Problem requirements
Write out each line word for word. Drop pictures.

-------- Data shown

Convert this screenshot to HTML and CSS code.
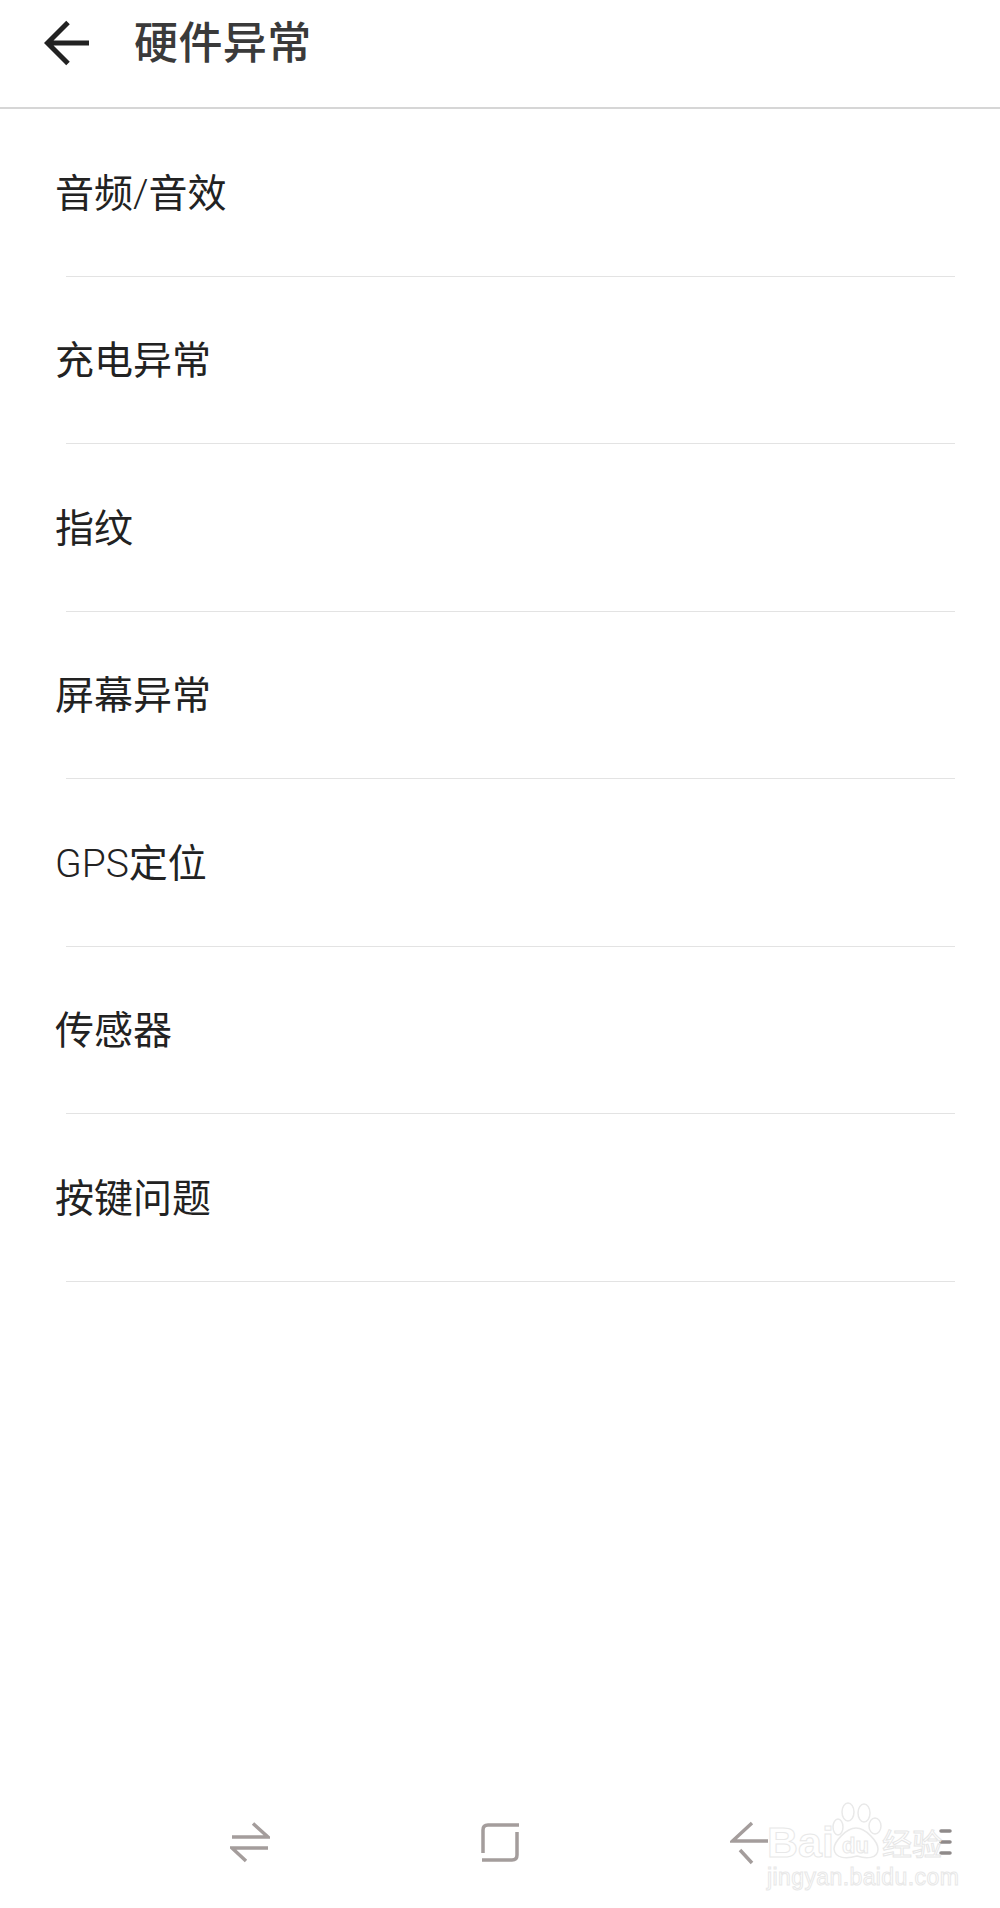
FILE: index.html
```html
<!DOCTYPE html>
<html lang="zh-CN">
<head>
<meta charset="utf-8">
<title>硬件异常</title>
<link rel="stylesheet" href="styles.css">
</head>
<body>
<div class="page">
  <header class="topbar">
    <svg class="back" width="46" height="46" viewBox="0 0 46 46"><path d="M24 2.500 L3.500 23 L24 43.500 M3.500 23 H45" fill="none" stroke="#222" stroke-width="5"/></svg>
    <h1 class="title">硬件异常</h1>
  </header>
  <ul class="list">
    <li class="row"><span class="label">音频<span class="latin">/</span>音效</span></li>
    <li class="row"><span class="label">充电异常</span></li>
    <li class="row"><span class="label">指纹</span></li>
    <li class="row"><span class="label">屏幕异常</span></li>
    <li class="row"><span class="label"><span class="latin">GPS</span>定位</span></li>
    <li class="row"><span class="label">传感器</span></li>
    <li class="row"><span class="label">按键问题</span></li>
  </ul>
  <nav class="navbar">
    <svg class="nav-icon" width="40" height="42" viewBox="0 0 40 42"><path d="M2 16 H38 L23 2.500 M38 27 H2 L16 40" fill="none" stroke="#a49d9c" stroke-width="3.500"/></svg>
    <svg class="nav-icon" width="40" height="42" viewBox="0 0 40 42"><path d="M39 4 H8 Q3 4 3 9 V32 M2 39 H32 Q37 39 37 34 V11" fill="none" stroke="#a49d9c" stroke-width="3.500"/></svg>
    <svg class="nav-icon" width="40" height="44" viewBox="0 0 40 44"><path d="M22 2 L2.500 20 H38 M10 29 L22 42" fill="none" stroke="#a49d9c" stroke-width="3.500"/></svg>
    <svg class="nav-menu" width="14" height="28" viewBox="0 0 14 28"><path d="M3 2 H12 M3 13 H12 M3 24 H12" fill="none" stroke="#8f8a8a" stroke-width="3.500" stroke-linecap="round"/></svg>
  </nav>
  <div class="watermark">
    <svg class="paw" width="50" height="58" viewBox="0 0 50 58"><g fill="#fff" stroke="#e9e9e9" stroke-width="1.500"><ellipse cx="16" cy="10" rx="6" ry="9"/><ellipse cx="32" cy="11" rx="6" ry="9"/><ellipse cx="6" cy="25" rx="5" ry="8"/><ellipse cx="43" cy="24" rx="6" ry="8"/><path d="M24 26 C34 26 46 40 46 47 C46 57 34 57 25 54 C15 57 3 57 2 47 C2 40 14 26 24 26 Z"/></g></svg>
    <span class="wm-bai">Bai</span>
    <span class="wm-du">du</span>
    <span class="wm-cn">经验</span>
    <span class="wm-url">jingyan.baidu.com</span>
  </div>
</div>
</body>
</html>
```
FILE: styles.css
```css
* { box-sizing: border-box; }
html, body { margin: 0; padding: 0; background: #fff; }
body { font-family: Roboto, "Noto Sans CJK SC", sans-serif; }
.page { position: relative; width: 1000px; height: 1908px; display: flex; flex-direction: column; overflow: hidden; }
.topbar { height: 109px; flex: none; display: flex; align-items: flex-start; padding: 20px 0 0 44px; border-bottom: 2px solid #d6d6d6; }
.back { flex: none; }
.title { margin: -4px 0 0 44px; font-size: 44px; line-height: 56px; font-weight: 500; letter-spacing: .4px; color: #3a3a3a; }
.list { list-style: none; margin: 0; padding: 0; flex: 1; }
.row { height: 167.5px; padding-left: 55px; display: flex; align-items: center; position: relative; }
.row::after { content: ""; position: absolute; left: 66px; right: 45px; bottom: 0; height: 1px; background: #e3e3e3; }
.label { font-size: 39px; line-height: 50px; font-weight: 400; color: #222; position: relative; top: 1px; }
.latin { font-weight: 300; }
.navbar { flex: none; height: 128px; display: flex; align-items: flex-start; gap: 210px; padding: 41px 0 0 230px; }
.nav-menu { margin: 8px 0 0 -42px; }
.watermark { position: absolute; left: 766px; top: 1800px; width: 234px; height: 108px; color: transparent; -webkit-text-stroke: 1px #e8e8e8; }
.paw { position: absolute; left: 66px; top: 2px; }
.wm-bai { position: absolute; left: 1px; top: 18px; font: 700 43px/48px "Liberation Sans", sans-serif; }
.wm-du { position: absolute; left: 76px; top: 32px; font: 700 22px/28px "Liberation Sans", sans-serif; }
.wm-cn { position: absolute; left: 116px; top: 20px; font: 400 30px/44px "Noto Sans CJK SC", sans-serif; -webkit-text-stroke: 1px #e6e6e6; white-space: nowrap; }
.wm-url { position: absolute; left: 1px; top: 62px; font: 400 23px/30px "Liberation Sans", sans-serif; letter-spacing: .4px; white-space: nowrap; }
```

----------------

The answer
Convert this screenshot to HTML and CSS code.
FILE: index.html
```html
<!DOCTYPE html>
<html lang="zh-CN">
<head>
<meta charset="utf-8">
<title>硬件异常</title>
<link rel="stylesheet" href="styles.css">
</head>
<body>
<div class="page">
  <header class="topbar">
    <svg class="back" width="46" height="46" viewBox="0 0 46 46"><path d="M24 2.500 L3.500 23 L24 43.500 M3.500 23 H45" fill="none" stroke="#222" stroke-width="5"/></svg>
    <h1 class="title">硬件异常</h1>
  </header>
  <ul class="list">
    <li class="row"><span class="label">音频<span class="latin">/</span>音效</span></li>
    <li class="row"><span class="label">充电异常</span></li>
    <li class="row"><span class="label">指纹</span></li>
    <li class="row"><span class="label">屏幕异常</span></li>
    <li class="row"><span class="label"><span class="latin">GPS</span>定位</span></li>
    <li class="row"><span class="label">传感器</span></li>
    <li class="row"><span class="label">按键问题</span></li>
  </ul>
  <nav class="navbar">
    <svg class="nav-icon" width="40" height="42" viewBox="0 0 40 42"><path d="M2 16 H38 L23 2.500 M38 27 H2 L16 40" fill="none" stroke="#a49d9c" stroke-width="3.500"/></svg>
    <svg class="nav-icon" width="40" height="42" viewBox="0 0 40 42"><path d="M39 4 H8 Q3 4 3 9 V32 M2 39 H32 Q37 39 37 34 V11" fill="none" stroke="#a49d9c" stroke-width="3.500"/></svg>
    <svg class="nav-icon" width="40" height="44" viewBox="0 0 40 44"><path d="M22 2 L2.500 20 H38 M10 29 L22 42" fill="none" stroke="#a49d9c" stroke-width="3.500"/></svg>
    <svg class="nav-menu" width="14" height="28" viewBox="0 0 14 28"><path d="M3 2 H12 M3 13 H12 M3 24 H12" fill="none" stroke="#8f8a8a" stroke-width="3.500" stroke-linecap="round"/></svg>
  </nav>
  <div class="watermark">
    <svg class="paw" width="50" height="58" viewBox="0 0 50 58"><g fill="#fff" stroke="#e9e9e9" stroke-width="1.500"><ellipse cx="16" cy="10" rx="6" ry="9"/><ellipse cx="32" cy="11" rx="6" ry="9"/><ellipse cx="6" cy="25" rx="5" ry="8"/><ellipse cx="43" cy="24" rx="6" ry="8"/><path d="M24 26 C34 26 46 40 46 47 C46 57 34 57 25 54 C15 57 3 57 2 47 C2 40 14 26 24 26 Z"/></g></svg>
    <span class="wm-bai">Bai</span>
    <span class="wm-du">du</span>
    <span class="wm-cn">经验</span>
    <span class="wm-url">jingyan.baidu.com</span>
  </div>
</div>
</body>
</html>
```
FILE: styles.css
```css
* { box-sizing: border-box; }
html, body { margin: 0; padding: 0; background: #fff; }
body { font-family: Roboto, "Noto Sans CJK SC", sans-serif; }
.page { position: relative; width: 1000px; height: 1908px; display: flex; flex-direction: column; overflow: hidden; }
.topbar { height: 109px; flex: none; display: flex; align-items: flex-start; padding: 20px 0 0 44px; border-bottom: 2px solid #d6d6d6; }
.back { flex: none; }
.title { margin: -4px 0 0 44px; font-size: 44px; line-height: 56px; font-weight: 500; letter-spacing: .4px; color: #3a3a3a; }
.list { list-style: none; margin: 0; padding: 0; flex: 1; }
.row { height: 167.5px; padding-left: 55px; display: flex; align-items: center; position: relative; }
.row::after { content: ""; position: absolute; left: 66px; right: 45px; bottom: 0; height: 1px; background: #e3e3e3; }
.label { font-size: 39px; line-height: 50px; font-weight: 400; color: #222; position: relative; top: 1px; }
.latin { font-weight: 300; }
.navbar { flex: none; height: 128px; display: flex; align-items: flex-start; gap: 210px; padding: 41px 0 0 230px; }
.nav-menu { margin: 8px 0 0 -42px; }
.watermark { position: absolute; left: 766px; top: 1800px; width: 234px; height: 108px; color: transparent; -webkit-text-stroke: 1px #e8e8e8; }
.paw { position: absolute; left: 66px; top: 2px; }
.wm-bai { position: absolute; left: 1px; top: 18px; font: 700 43px/48px "Liberation Sans", sans-serif; }
.wm-du { position: absolute; left: 76px; top: 32px; font: 700 22px/28px "Liberation Sans", sans-serif; }
.wm-cn { position: absolute; left: 116px; top: 20px; font: 400 30px/44px "Noto Sans CJK SC", sans-serif; -webkit-text-stroke: 1px #e6e6e6; white-space: nowrap; }
.wm-url { position: absolute; left: 1px; top: 62px; font: 400 23px/30px "Liberation Sans", sans-serif; letter-spacing: .4px; white-space: nowrap; }
```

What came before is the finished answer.